In the illustration of the prodigal son, neither the repentant son nor his compassionate father dwell on the bitter past.
They focus on the present and rejoice in each other’s company.
When someone who wronged us, insulted us or even ruined our name and reputation, comes back humbly ready to make amends, are we able to bury the past?
Or what if we are like the prodigal son who squandered everything valuable and lost all sense of self-worth?
Do we trust in Jehovah’s mercy and let him heal us emotionally and spiritually, letting him use us to do his will again? Or do we resist his holy spirit and stubbornly hold on to negativity, even against ourselves?

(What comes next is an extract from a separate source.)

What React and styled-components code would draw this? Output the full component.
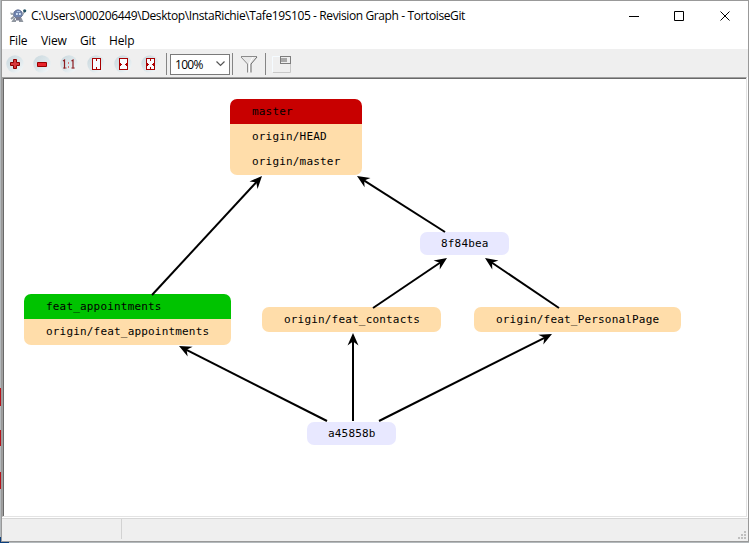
import React from "react";
import styled, { createGlobalStyle } from "styled-components";

const GlobalStyle = createGlobalStyle`
  * { box-sizing: border-box; }
  body { margin: 0; overflow: hidden; background: #b9bfc2; }
`;

const Desktop = styled.div`
  width: 749px;
  height: 543px;
  padding: 0 0 1px 1px;
  background:
    linear-gradient(#b5121b, #b5121b) 0 388px / 1px 18px no-repeat,
    linear-gradient(#b5121b, #b5121b) 0 430px / 1px 16px no-repeat,
    linear-gradient(#b5121b, #b5121b) 0 472px / 1px 17px no-repeat,
    linear-gradient(#0b3f7c, #0b3f7c) 0 537px / 9px 6px no-repeat,
    #b4b9bc;
`;

const Window = styled.div`
  height: 542px;
  display: flex;
  flex-direction: column;
  border: 1px solid #999;
  background: #fff;
  font-family: "Open Sans", "Noto Sans", sans-serif;
  font-size: 12px;
  color: #000;
`;

const TitleBar = styled.header`
  height: 30px;
  flex: none;
  display: flex;
  align-items: center;
  padding-left: 8px;
`;

const Title = styled.span`
  flex: 1;
  padding-left: 4px;
  line-height: 30px;
  white-space: pre;
  letter-spacing: ${(p) => p.$tracking}px;
`;

const WindowButton = styled.button`
  width: ${(p) => p.$width}px;
  height: 29px;
  padding: 0;
  border: 0;
  background: none;
  display: grid;
  place-items: center;
`;

const MenuBar = styled.nav`
  height: 18px;
  flex: none;
  display: flex;
  padding-left: 7px;
  line-height: 19px;
`;

const MenuItem = styled.span`
  width: ${(p) => p.$width}px;
  letter-spacing: -0.15px;
`;

const Toolbar = styled.div`
  height: 28px;
  flex: none;
  display: flex;
  align-items: center;
  background: #efefef;
`;

const ToolButton = styled.span`
  width: 27px;
  height: 28px;
  padding: 6px 5px 4px 4px;
  flex: none;
  line-height: 0;
`;

const ToolGlyph = styled.span`
  height: 22px;
  padding-top: 2px;
  line-height: 0;
`;

const Separator = styled.i`
  width: 1px;
  height: 22px;
  background: #858585;
  margin: 2px ${(p) => p.$after}px 0 ${(p) => p.$before}px;
`;

const ZoomSelect = styled.div`
  width: 60px;
  height: 21px;
  margin-top: 2px;
  padding: 0 4px 0 4px;
  display: flex;
  align-items: center;
  justify-content: space-between;
  border: 1px solid #7a7a7a;
  background: #fff;
  letter-spacing: -0.7px;
`;

const Canvas = styled.main`
  position: relative;
  width: 745px;
  height: 440px;
  flex: none;
  border: 1px solid #a0a0a0;
  border-right-color: #e3e3e3;
  border-bottom-color: #e3e3e3;
  box-shadow: inset 1px 1px #696969;
`;

const Edges = styled.svg`
  position: absolute;
  left: -3px;
  top: -78px;
  pointer-events: none;
`;

const Node = styled.div`
  position: absolute;
  left: ${(p) => p.$x - 3}px;
  top: ${(p) => p.$y - 78}px;
  width: ${(p) => p.$w}px;
  border-radius: 7px;
  overflow: hidden;
  font-family: "DejaVu Sans Mono", monospace;
  font-size: 11px;
  letter-spacing: 0.18px;
`;

const fills = { head: "#c80000", local: "#00c300", remote: "#ffddaa", commit: "#e8e8ff" };

const Ref = styled.div`
  height: ${(p) => p.$h}px;
  line-height: ${(p) => (p.$kind === "commit" ? 24 : 25)}px;
  padding-left: ${(p) => (p.$kind === "commit" ? 21 : 22)}px;
  background: ${(p) => fills[p.$kind]};
  white-space: pre;
`;

const StatusBar = styled.footer`
  flex: 1;
  margin-top: 1px;
  border-top: 1px solid #d7d7d7;
  background: #efefef;
  display: flex;
  justify-content: space-between;
  align-items: flex-end;
`;

const StatusPane = styled.div`
  width: 120px;
  height: 20px;
  align-self: flex-start;
  border-right: 1px solid #d2d2d2;
`;

const windowButtons = [
  { name: "minimize", width: 44, d: "M0 5.5H10" },
  { name: "maximize", width: 46, d: "M.5 .5H9.5V9.5H.5Z" },
  { name: "close", width: 46, d: "M.5 .5L9.5 9.5M9.5 .5L.5 9.5" },
];

const nodes = [
  { x: 230, y: 99, w: 132, refs: [["master", "head", 25], ["origin/HEAD", "remote", 25], ["origin/master", "remote", 26]] },
  { x: 420, y: 232, w: 89, refs: [["8f84bea", "commit", 23]] },
  { x: 24, y: 294, w: 207, refs: [["feat_appointments", "local", 25], ["origin/feat_appointments", "remote", 26]] },
  { x: 262, y: 307, w: 179, refs: [["origin/feat_contacts", "remote", 25]] },
  { x: 474, y: 307, w: 207, refs: [["origin/feat_PersonalPage", "remote", 25]] },
  { x: 307, y: 422, w: 89, refs: [["a45858b", "commit", 23]] },
];

const edges = [
  [152, 295, 262, 176],
  [445, 232, 357, 176],
  [373, 308, 447, 258],
  [559, 308, 485, 258],
  [327, 421, 179, 346],
  [353, 421, 353, 333],
  [379, 421, 552, 334],
];

function Arrow({ points: [x1, y1, x2, y2] }) {
  const angle = (Math.atan2(y2 - y1, x2 - x1) * 180) / Math.PI;
  const length = Math.hypot(x2 - x1, y2 - y1);
  return (
    <g transform={`translate(${x2} ${y2}) rotate(${angle})`}>
      <path d={`M${-length} 0H-4`} stroke="#000" strokeWidth="2" />
      <path d="M0 0L-12.5 -5.5L-8.5 0L-12.5 5.5Z" fill="#000" />
    </g>
  );
}

function TortoiseIcon() {
  return (
    <svg width="17" height="16" viewBox="0 0 17 16">
      <path d="M4 8.5L1 11M5 10L3 13H6M10.5 10L12 13H9" stroke="#8f969f" strokeWidth="1.8" fill="none" />
      <path d="M4 4Q8 -.5 12 4L12.5 7.5L10 10H6L3.5 7.5Z" fill="#6f83ad" stroke="#59678c" strokeWidth=".8" />
      <path d="M6 5H7.8V7H6ZM9 5H10.8V7H9Z" fill="#d3e2f5" />
      <path d="M7 3H10V4H7Z" fill="#a9c0e3" />
      <path d="M6 9H10.5V12.5H6Z" fill="#777b91" />
      <path d="M0 4.5L3 5V7H1Z" fill="#a5adb3" />
      <path d="M12.5 7L14.5 3.5" stroke="#8f98a2" strokeWidth="1.2" />
      <circle cx="14.7" cy="2.8" r="1.6" fill="#245365" />
    </svg>
  );
}

function RoundIcon({ kind }) {
  return (
    <svg width="18" height="18" viewBox="0 0 18 18">
      <defs>
        <linearGradient id="disc" x1="0" y1="0" x2="1" y2="1">
          <stop offset="0" stopColor="#cad8de" />
          <stop offset=".55" stopColor="#dde7eb" />
          <stop offset="1" stopColor="#f7fafb" />
        </linearGradient>
      </defs>
      <circle cx="9" cy="9" r="8.7" fill="url(#disc)" />
      {kind === "plus" && <path d="M7.5 4.5H10.5V7.5H13.5V10.5H10.5V13.5H7.5V10.5H4.5V7.5H7.5Z" fill="#d8383c" stroke="#8b0000" />}
      {kind === "minus" && <path d="M4.5 7.5H13.5V11.5H4.5Z" fill="#e8252d" stroke="#980000" />}
      {kind === "one" && (
        <g fill="none" stroke="#8c1c20">
          <path d="M3 6L4.5 5V13.5M11.5 6L13 5V13.5" strokeWidth="1.2" />
          <path d="M3 13H6.5M11.3 13H14.8" strokeWidth=".8" />
          <path d="M8.5 7V9M8.5 11V13" stroke="#d77478" />
        </g>
      )}
      {["height", "width", "all"].includes(kind) && (
        <g fill="none" stroke="#b00000">
          <rect x="5.5" y="3.5" width="8" height="11" fill="#f9fbff" stroke="#a80000" />
          {kind !== "width" && <path d="M9.5 4V6M9.5 12V14" />}
          {kind !== "height" && <path d="M6 9.5H8M11 9.5H13M6.5 8V11M12.5 8V11" />}
        </g>
      )}
    </svg>
  );
}

export default function App() {
  return (
    <>
      <GlobalStyle />
      <Desktop>
        <Window>
          <TitleBar>
            <TortoiseIcon />
            <Title $tracking={-0.385}>{"C:\\Users\\000206449\\Desktop\\InstaRichie\\Tafe19S105 - Revision Graph - TortoiseGit"}</Title>
            {windowButtons.map(({ name, width, d }) => (
              <WindowButton key={name} $width={width} aria-label={name}>
                <svg width="10" height="10"><path d={d} fill="none" stroke="#000" /></svg>
              </WindowButton>
            ))}
          </TitleBar>
          <MenuBar>
            {[["File", 32], ["View", 39], ["Git", 29], ["Help", 30]].map(([label, width]) => (
              <MenuItem key={label} $width={width}>{label}</MenuItem>
            ))}
          </MenuBar>
          <Toolbar>
            {["plus", "minus", "one", "height", "width", "all"].map((kind) => (
              <ToolButton key={kind}><RoundIcon kind={kind} /></ToolButton>
            ))}
            <Separator $before={2} $after={3} />
            <ZoomSelect>
              100%
              <svg width="9" height="6"><path d="M.5 .5L4.5 4.5L8.5 .5" fill="none" stroke="#555" strokeWidth="1.2" /></svg>
            </ZoomSelect>
            <Separator $before={2} $after={7} />
            <ToolGlyph>
              <svg width="18" height="20" viewBox="0 0 18 20">
                <path d="M1 2.5H17L11 9.5V17L7 19V9.5Z" fill="#e9e9e9" />
                <path d="M1 2.5H17M1 3L7.5 10V18.5" fill="none" stroke="#8b8b8b" />
                <path d="M17 3L11 10V18.5" fill="none" stroke="#686868" />
                <path d="M13 3L9.5 9V18" fill="none" stroke="#fff" />
              </svg>
            </ToolGlyph>
            <Separator $before={7} $after={6} />
            <ToolGlyph>
              <svg width="20" height="20" viewBox="0 0 20 20">
                <path d="M.5 18V2.5H9" stroke="#f5fbff" fill="none" />
                <path d="M1 18.5H18.5V10" stroke="#c8c8c8" fill="none" />
                <rect x="8.5" y="2.5" width="10" height="7" fill="#eee" stroke="#7d7d7d" />
                <rect x="9" y="4" width="6" height="4" fill="#a8a8a8" />
              </svg>
            </ToolGlyph>
          </Toolbar>
          <Canvas>
            {nodes.map((node) => (
              <Node key={`${node.x}-${node.y}`} $x={node.x} $y={node.y} $w={node.w}>
                {node.refs.map(([label, kind, h]) => <Ref key={label} $kind={kind} $h={h}>{label}</Ref>)}
              </Node>
            ))}
            <Edges width="745" height="515">
              {edges.map((points) => <Arrow key={points.join()} points={points} />)}
            </Edges>
          </Canvas>
          <StatusBar>
            <StatusPane />
            <svg width="11" height="11" fill="#bfbfbf">
              {[[6, 0], [3, 3], [6, 3], [0, 6], [3, 6], [6, 6]].map(([x, y]) => (
                <rect key={`${x}${y}`} x={x + 1} y={y + 1} width="2" height="2" />
              ))}
            </svg>
          </StatusBar>
        </Window>
      </Desktop>
    </>
  );
}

Jesus’ illustration shows us the wisdom of focusing on the present and moving past sadness and anger. (Lu. 15:11-32)
“Let her alone. Why do you try to make trouble for her? She did a fine deed toward me.”
Mary’s strong appreciation for spiritual things has always impressed me.
Myself coming from a culture that, like ancient Jewish culture, assigns value to a woman based on how industrious she is within the home, and personally not being inclined to cook, I have always easily identified with Mary’s personality.
On the occasion in which Jesus taught at their home, Mary was picked on by her sister, Martha, for sitting at Jesus’ feet instead of helping her serve. (Luke 10:38-40)
Now, five days before his death, Mary takes an extremely costly bottle of genuine nard and pours it on Jesus’ hair and feet.
This time she is criticized by Jesus’ own disciples. (Matt. 26:6-9; John 12:2-5)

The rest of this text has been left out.